I understand the concept that there should be no time when one emerges feeling like a winner and the other emerges feeling like a loser. But in every conflict, there is a way for both to win.
Win/wins normally occur when both listen to the other respectfully, reflect back on what they have heard, and then share their perspective with calmness, respect, and kindness.
This opens the door to resolution and sets the momentum forward, which restores and instills hope into the relationship.
3. Learn and memorize the six magical words.
Here are the six magical words:
“I was wrong. Please forgive me.”
Then ZIP IT! (That’s a polite way to say shut up)
I know, I can read your mind at this moment… “Dr. Neecie, do you mean I really have to shut up and that I can’t explain why I was wrong?” Yes! That’s exactly what I mean. When you say, “I was wrong, please forgive me….” And then begin to defend and explain, the very act of defending and explaining begins to destroy the benefit of your six words! The magic is gone! I know! I know! I’m asking you to step up to great emotional and relationship maturity.

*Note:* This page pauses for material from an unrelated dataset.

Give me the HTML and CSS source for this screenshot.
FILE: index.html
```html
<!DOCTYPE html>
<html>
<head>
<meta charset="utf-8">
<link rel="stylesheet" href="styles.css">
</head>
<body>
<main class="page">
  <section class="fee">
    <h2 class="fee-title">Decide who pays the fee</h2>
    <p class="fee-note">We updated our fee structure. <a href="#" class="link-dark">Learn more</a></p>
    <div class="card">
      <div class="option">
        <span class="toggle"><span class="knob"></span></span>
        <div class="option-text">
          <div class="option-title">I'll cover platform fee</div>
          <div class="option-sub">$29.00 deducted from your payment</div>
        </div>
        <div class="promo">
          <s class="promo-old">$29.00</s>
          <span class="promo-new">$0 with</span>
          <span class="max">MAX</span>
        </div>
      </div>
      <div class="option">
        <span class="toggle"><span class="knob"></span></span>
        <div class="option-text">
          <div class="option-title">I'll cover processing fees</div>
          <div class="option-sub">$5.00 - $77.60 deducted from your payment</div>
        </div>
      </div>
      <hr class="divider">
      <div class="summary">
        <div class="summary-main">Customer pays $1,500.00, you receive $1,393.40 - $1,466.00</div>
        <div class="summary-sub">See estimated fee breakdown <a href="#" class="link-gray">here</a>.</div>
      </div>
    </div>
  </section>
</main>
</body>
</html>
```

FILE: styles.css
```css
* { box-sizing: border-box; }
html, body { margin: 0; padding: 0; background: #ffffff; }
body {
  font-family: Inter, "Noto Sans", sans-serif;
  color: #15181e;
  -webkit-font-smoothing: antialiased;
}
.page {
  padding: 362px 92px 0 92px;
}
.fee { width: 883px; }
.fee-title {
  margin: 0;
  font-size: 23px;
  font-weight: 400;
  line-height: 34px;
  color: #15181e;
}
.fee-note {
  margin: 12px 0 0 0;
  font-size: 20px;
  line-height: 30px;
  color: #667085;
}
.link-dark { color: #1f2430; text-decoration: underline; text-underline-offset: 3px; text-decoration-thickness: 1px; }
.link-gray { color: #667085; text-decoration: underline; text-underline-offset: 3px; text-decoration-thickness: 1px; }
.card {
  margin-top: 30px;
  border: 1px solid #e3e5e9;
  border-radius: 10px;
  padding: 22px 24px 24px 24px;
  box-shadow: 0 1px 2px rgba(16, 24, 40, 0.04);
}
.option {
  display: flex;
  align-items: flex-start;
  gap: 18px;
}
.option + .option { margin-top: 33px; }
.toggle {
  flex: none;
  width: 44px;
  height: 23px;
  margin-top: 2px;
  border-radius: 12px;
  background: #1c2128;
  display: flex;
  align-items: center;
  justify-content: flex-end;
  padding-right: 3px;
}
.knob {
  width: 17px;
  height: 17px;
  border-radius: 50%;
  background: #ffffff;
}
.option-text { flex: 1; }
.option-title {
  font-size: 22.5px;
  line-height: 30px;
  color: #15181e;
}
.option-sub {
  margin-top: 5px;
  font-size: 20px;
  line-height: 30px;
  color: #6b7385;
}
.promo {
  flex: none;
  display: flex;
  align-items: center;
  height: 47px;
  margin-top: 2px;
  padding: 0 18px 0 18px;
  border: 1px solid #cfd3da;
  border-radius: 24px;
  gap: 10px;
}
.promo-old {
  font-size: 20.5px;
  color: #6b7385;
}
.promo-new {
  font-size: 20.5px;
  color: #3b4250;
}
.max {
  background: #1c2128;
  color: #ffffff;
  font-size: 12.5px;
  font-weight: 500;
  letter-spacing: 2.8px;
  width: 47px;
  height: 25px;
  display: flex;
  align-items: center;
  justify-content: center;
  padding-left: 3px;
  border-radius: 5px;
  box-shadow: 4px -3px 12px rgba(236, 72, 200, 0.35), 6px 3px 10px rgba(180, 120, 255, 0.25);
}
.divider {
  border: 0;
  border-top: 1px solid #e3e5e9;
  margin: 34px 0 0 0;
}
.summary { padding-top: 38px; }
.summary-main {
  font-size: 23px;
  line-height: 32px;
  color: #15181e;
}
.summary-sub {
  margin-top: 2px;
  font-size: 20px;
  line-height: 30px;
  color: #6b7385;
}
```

It may seem like the most difficult thing you’ve ever done.
If it’s done for a pure and mature place, it will bring a beautiful connection.
If you do it while mockingly repeating the words and/or rolling your eyes, it conveys that you are going through the motions insincerely and that you truly are an opponent.
If you truly believe you are not wrong about your position or what you’ve done, you can replace the six magical words with 9 magical words:
“I have not handled this well, please forgive me. “
If you will press pause in the face of conflict and make sure these three foundational attitudes are in place, I can assure you that you will have a much different experience dealing with conflict.
These are the steps to conflict resolution that I use in my practice and in training life coaches. (You can click on the button below to download them). However, they always come accompanied with the warning: “trying these at home without first embracing the three magical steps listed above can be dangerous!” You must begin with three foundational secrets (which are actually truths and attitudes) before any of the steps to resolving conflict have any possibility of leaving to resolution.
I want to encourage you to “use” conflict to build relationships, because failing to do so will cause harm to and wound the relationship.
I have found through the years that once understood, people want to do things to build up and strengthen their relationships. This may take practice, and you may not get it perfect the first time or certainly not every time. Keep in mind that perfection is often the enemy of progress and growth.
Start today. Dedicate yourself to improving with each conflict. I believe you will, and I believe that you will see great growth in yourself, and a richer, sweeter relationship!